There are 1,111,111 cards and thus 2,222,222 sides that Gambler A might see.

Summing everything up, we get 0.50. So the game is fair, as expected. All of those times A is near-certain that he's going to win are balanced out by the case when he's 100% sure to have lost.

Conditional probability

We are still left with both A and B convinced they're going to win, when the number is somewhere in the middle. That's still a little paradoxical, but that is the nature of conditional probability. The players aren't reasoning from the same information, so it doesn't matter if their conclusions agree or not.

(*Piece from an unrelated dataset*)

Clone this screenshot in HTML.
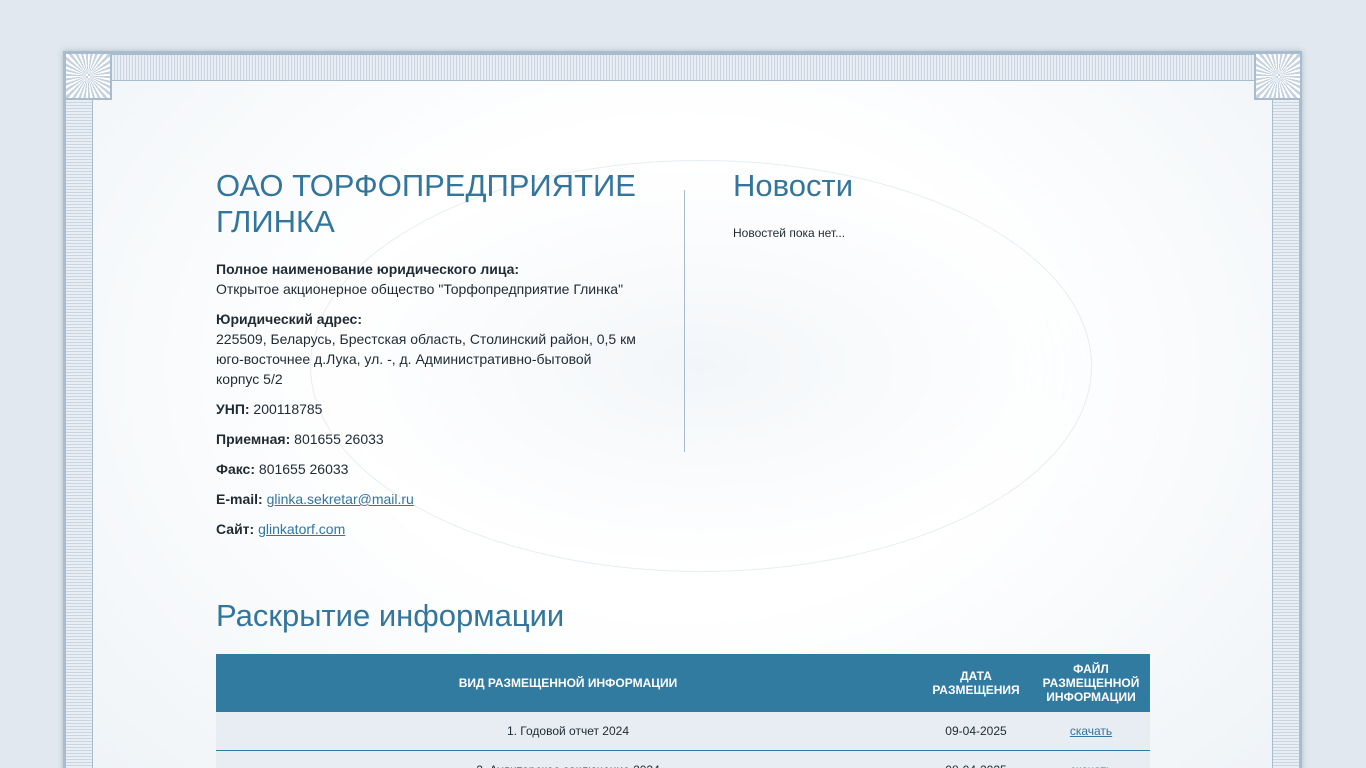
<!DOCTYPE html>
<html><head><meta charset="utf-8"><style>
html,body{margin:0;width:1366px;height:768px;overflow:hidden}
body{background:#e1e8ef;font-family:"Liberation Sans",sans-serif;position:relative}
.frame{position:absolute;left:63px;top:51px;width:1239px;height:740px;background:#a9bccd;box-shadow:0 0 6px rgba(100,120,140,.4)}
.band{position:absolute;background:repeating-linear-gradient(90deg,#c9d6e2 0 1px,#e8eef4 1px 3px)}
.bandv{position:absolute;background:repeating-linear-gradient(0deg,#c9d6e2 0 1px,#e8eef4 1px 3px)}
.inner{position:absolute;left:30px;top:30px;width:1179px;height:720px;background:radial-gradient(ellipse at 50% 40%,#fff 40%,#eef3f7 100%)}
.corner{position:absolute;width:44px;height:44px;background:repeating-conic-gradient(from 0deg at 50% 50%,#fff 0 6deg,#c4d2df 6deg 12deg);border:2px solid #a9bccd}
.c{position:absolute;color:#1f2a33;font-size:14px;line-height:20px}
h1,h2{font-weight:normal;color:#33759b;margin:0;position:absolute}
a{color:#33759b}
.ell{position:absolute;left:310px;top:160px;width:780px;height:410px;border-radius:50%;border:1px solid #e6edf3;background:radial-gradient(ellipse,rgba(220,230,238,.35),rgba(255,255,255,0) 70%)}
table{position:absolute;left:216px;top:654px;width:934px;border-collapse:collapse;font-size:12px}
th{background:#317aa0;color:#fff;font-weight:bold;height:58px;padding:0 4px}
td{background:#e7edf2;text-align:center;height:36px;border-bottom:1px solid #317aa0;color:#1f2a33}
</style></head><body>
<div class="frame">
<div class="band" style="left:48px;top:4px;width:1143px;height:25px"></div>
<div class="bandv" style="left:3px;top:48px;width:26px;height:700px"></div>
<div class="bandv" style="left:1210px;top:48px;width:26px;height:700px"></div>
<div class="inner"></div>
<div class="corner" style="left:1px;top:1px"></div>
<div class="corner" style="left:1191px;top:1px"></div>
</div>
<div class="ell"></div>
<div style="position:absolute;left:684px;top:190px;width:1px;height:262px;background:#a9bccd"></div>
<h1 style="left:216px;top:168px;font-size:31px;line-height:36px;width:440px">ОАО ТОРФОПРЕДПРИЯТИЕ ГЛИНКА</h1>
<div class="c" style="left:216px;top:259px;width:420px">
<b>Полное наименование юридического лица:</b><br>Открытое акционерное общество "Торфопредприятие Глинка"
<div style="height:10px"></div><b>Юридический адрес:</b><br>225509, Беларусь, Брестская область, Столинский район, 0,5 км юго-восточнее д.Лука, ул. -, д. Административно-бытовой корпус 5/2
<div style="height:10px"></div><b>УНП:</b> 200118785
<div style="height:10px"></div><b>Приемная:</b> 801655 26033
<div style="height:10px"></div><b>Факс:</b> 801655 26033
<div style="height:10px"></div><b>E-mail:</b> <a href="#">glinka.sekretar@mail.ru</a>
<div style="height:10px"></div><b>Сайт:</b> <a href="#">glinkatorf.com</a>
</div>
<h1 style="left:733px;top:168px;font-size:31px;line-height:36px">Новости</h1>
<div class="c" style="left:733px;top:223px;font-size:12px">Новостей пока нет...</div>
<h2 style="left:216px;top:597px;font-size:31px;line-height:38px">Раскрытие информации</h2>
<table>
<tr><th>ВИД РАЗМЕЩЕННОЙ ИНФОРМАЦИИ</th><th style="width:104px">ДАТА<br>РАЗМЕЩЕНИЯ</th><th style="width:110px">ФАЙЛ<br>РАЗМЕЩЕННОЙ<br>ИНФОРМАЦИИ</th></tr>
<tr><td>1. Годовой отчет 2024</td><td>09-04-2025</td><td><a href="#">скачать</a></td></tr>
<tr><td>2. Аудиторское заключение 2024</td><td>08-04-2025</td><td><a href="#">скачать</a></td></tr>
</table>
</body></html>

We can't assume P(A win | A's information ) = 1 - P(B win | B's information ).

If A is actually going to win, he sees a higher-probability event. If B is actually going to lose, he sees a lower-probability event. So the fact that B is wrong in this case is outweighed by all the cases B actually wins. B really does win 91% of the time when he sees a 5, as the simulation shows. His expectation is out of whack with reality because he got unlucky, not because the reasoning is unsound.

Suppose you were playing a poker variant where a hand with the Queen of Spades automatically loses at showdown. Two players start with 50% probability of winning. After the hands are dealt, their conditional probability of winning may both go up if both avoid the Queen of Spades, even though one player will have the advantage in reality. That's because while A didn't see the Q♠, he doesn't know that B also didn't see the Q♠.

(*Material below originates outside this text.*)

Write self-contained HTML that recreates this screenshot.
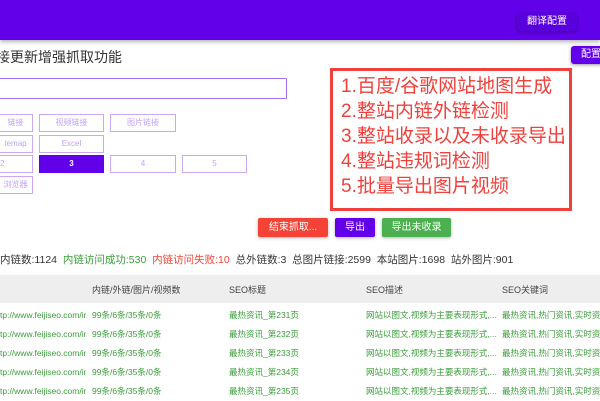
<!DOCTYPE html>
<html><head><meta charset="utf-8"><style>
*{margin:0;padding:0;box-sizing:border-box}
body{width:600px;height:400px;overflow:hidden;background:#fff;font-family:"Liberation Sans","Noto Sans CJK SC",sans-serif;position:relative}
.a{position:absolute;white-space:nowrap}
.hdr{left:0;top:0;width:600px;height:40px;background:#6200ea;box-shadow:0 2px 4px rgba(0,0,0,.3)}
.hb{background:#5a00dc;color:#fff;font-size:10px;border-radius:3px;box-shadow:0 1px 3px rgba(0,0,0,.4);text-align:center;line-height:18px}
.ob{border:1px solid #c9a8f5;color:#c3a3f0;font-size:8px;text-align:center;height:18px;line-height:16px;background:#fff}
.sel{background:#6200ea;color:#fff;border-color:#6200ea;font-weight:bold}
.btn{color:#fff;font-size:10px;text-align:center;height:19px;line-height:19px;border-radius:2px;box-shadow:0 1px 3px rgba(0,0,0,.3)}
.box{left:330px;top:68px;width:242px;height:143px;border:3px solid #f0403c}
.box div{color:#f0403c;font-size:19px;line-height:25px;padding-left:8px;margin-top:0}
.g{color:#3a9d3a;font-size:8.5px;line-height:19px}
</style></head><body>
<div class="a hdr"></div>
<div class="a hb" style="left:517px;top:13px;width:60px">翻译配置</div>
<div class="a hb" style="left:590px;top:13px;width:20px"></div>
<div class="a hb" style="left:571px;top:46px;width:40px;background:#6200ea">配置</div>
<div class="a" style="left:-4px;top:47px;font-size:14px;color:#333">接更新增强抓取功能</div>
<div class="a" style="left:-2px;top:78px;width:289px;height:21px;border:1px solid #a470f0;border-radius:1px"></div>
<div class="a ob" style="left:-2px;top:114px;width:35px">链接</div>
<div class="a ob" style="left:39px;top:114px;width:65px">视频链接</div>
<div class="a ob" style="left:110px;top:114px;width:66px">图片链接</div>
<div class="a ob" style="left:-2px;top:135px;width:35px">temap</div>
<div class="a ob" style="left:39px;top:135px;width:65px">Excel</div>
<div class="a ob" style="left:-2px;top:155px;width:35px;text-align:left;padding-left:1px">2</div>
<div class="a ob sel" style="left:39px;top:155px;width:65px">3</div>
<div class="a ob" style="left:110px;top:155px;width:66px">4</div>
<div class="a ob" style="left:182px;top:155px;width:65px">5</div>
<div class="a ob" style="left:-2px;top:176px;width:35px">浏览器</div>
<div class="a box"><div style="margin-top:3px">1.百度/谷歌网站地图生成</div><div>2.整站内链外链检测</div><div>3.整站收录以及未收录导出</div><div>4.整站违规词检测</div><div>5.批量导出图片视频</div></div>
<div class="a btn" style="left:258px;top:218px;width:70px;background:#f44336">结束抓取...</div>
<div class="a btn" style="left:335px;top:218px;width:40px;background:#6200ea">导出</div>
<div class="a btn" style="left:382px;top:218px;width:69px;background:#4caf50">导出未收录</div>
<div class="a" style="left:0;top:252px;font-size:10.5px;color:#333">内链数:1124&nbsp; <span style="color:#3a9d3a">内链访问成功:530</span>&nbsp; <span style="color:#f44336">内链访问失败:10</span>&nbsp; 总外链数:3&nbsp; 总图片链接:2599&nbsp; 本站图片:1698&nbsp; 站外图片:901</div>
<div class="a" style="left:0;top:275px;width:600px;height:28px;background:#eeeeee"></div>
<div class="a" style="left:92px;top:283px;font-size:9px;color:#444">内链/外链/图片/视频数</div>
<div class="a" style="left:229px;top:283px;font-size:9px;color:#444">SEO标题</div>
<div class="a" style="left:366px;top:283px;font-size:9px;color:#444">SEO描述</div>
<div class="a" style="left:502px;top:283px;font-size:9px;color:#444">SEO关键词</div>
<div class="a" style="left:0;top:306px;width:600px">
<div style="position:relative;height:19px" class="g"><span class="a" style="left:0;width:86px;overflow:hidden">tp://www.feijiseo.com/index</span><span class="a" style="left:92px">99条/6条/35条/0条</span><span class="a" style="left:229px">最热资讯_第231页</span><span class="a" style="left:366px">网站以图文,视频为主要表现形式,...</span><span class="a" style="left:502px">最热资讯,热门资讯,实时资讯</span></div>
<div style="position:relative;height:19px" class="g"><span class="a" style="left:0;width:86px;overflow:hidden">tp://www.feijiseo.com/index</span><span class="a" style="left:92px">99条/6条/35条/0条</span><span class="a" style="left:229px">最热资讯_第232页</span><span class="a" style="left:366px">网站以图文,视频为主要表现形式,...</span><span class="a" style="left:502px">最热资讯,热门资讯,实时资讯</span></div>
<div style="position:relative;height:19px" class="g"><span class="a" style="left:0;width:86px;overflow:hidden">tp://www.feijiseo.com/index</span><span class="a" style="left:92px">99条/6条/35条/0条</span><span class="a" style="left:229px">最热资讯_第233页</span><span class="a" style="left:366px">网站以图文,视频为主要表现形式,...</span><span class="a" style="left:502px">最热资讯,热门资讯,实时资讯</span></div>
<div style="position:relative;height:19px" class="g"><span class="a" style="left:0;width:86px;overflow:hidden">tp://www.feijiseo.com/index</span><span class="a" style="left:92px">99条/6条/35条/0条</span><span class="a" style="left:229px">最热资讯_第234页</span><span class="a" style="left:366px">网站以图文,视频为主要表现形式,...</span><span class="a" style="left:502px">最热资讯,热门资讯,实时资讯</span></div>
<div style="position:relative;height:19px" class="g"><span class="a" style="left:0;width:86px;overflow:hidden">tp://www.feijiseo.com/index</span><span class="a" style="left:92px">99条/6条/35条/0条</span><span class="a" style="left:229px">最热资讯_第235页</span><span class="a" style="left:366px">网站以图文,视频为主要表现形式,...</span><span class="a" style="left:502px">最热资讯,热门资讯,实时资讯</span></div>
</div>
</body></html>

So, the paradox relies upon two misunderstandings:

• We can draw uniformly from an infinite deck, and
• That conditional probabilities can be compared based on our global knowledge of the "real" state of the game

Note that the "mismatched" conditional probabilities can't be exploited by a third party. If a bookie offers to lay 1-to-10 odds (or better) for each player they'll gladly take it when they don't have a 7. But only one player will take the bet when the card is (6,7). That means the bookie can't arbitrage, because his action will dry up 45% of the time.